One thing I forgot to mention is that obviously carbonizing this stuff in an oxygen atmosphere is not done too often since your carbon will burn and fly away as carbon monoxide or dioxide, and the atmosphere affects the graphitization of the fibers. The last section is actually pretty fun and it talks about the structure of the final stuff with some pretty hypothetical schematics of what they look like. Plus, I realized that Raman spectroscopy is a good way to determine the level of carbonization and that it's possible to take an X-Ray of a carbon fiber… but solid state NMR with magic angle spinning still sounds (and looks from the date in the review) more reasonable.
I don't have any wish to make my summary of this 30 page review to get to record proportions, especially since this is my very first post. So… in the end, if you don't know much about carbon fibers, you're probably better off with reading Wikipedia. You will definitely learn more from reading the review and it will definitely be more memorable. But, you know… 32 pages. They really went overboard in some places, and especially in that lignin section. Still, I bet it's a useful summary for the many excellent scientists in industry, and some in academia I guess, who are working in this very important area that I am ashamed to say I was ignorant of before.

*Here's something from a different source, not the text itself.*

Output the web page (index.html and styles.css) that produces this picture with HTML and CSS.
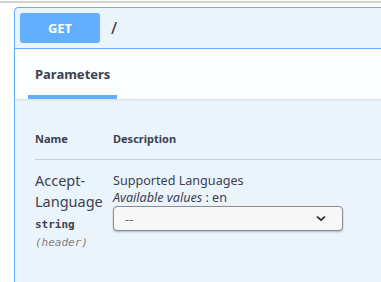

I do not check the biographies of the authors before finishing the review. That way lies madness, and by madness I mean time-wastage. Afterwards, I checked and it's a PI with two students, and two people who work at a specialty institute for carbon fibers. They are Germans, which sounds about right as this is one of those countries (along with the States and Japan like I learned from the review) that are capable of funding these huge research efforts into these products that have very clear industrial applications but require a lot of development.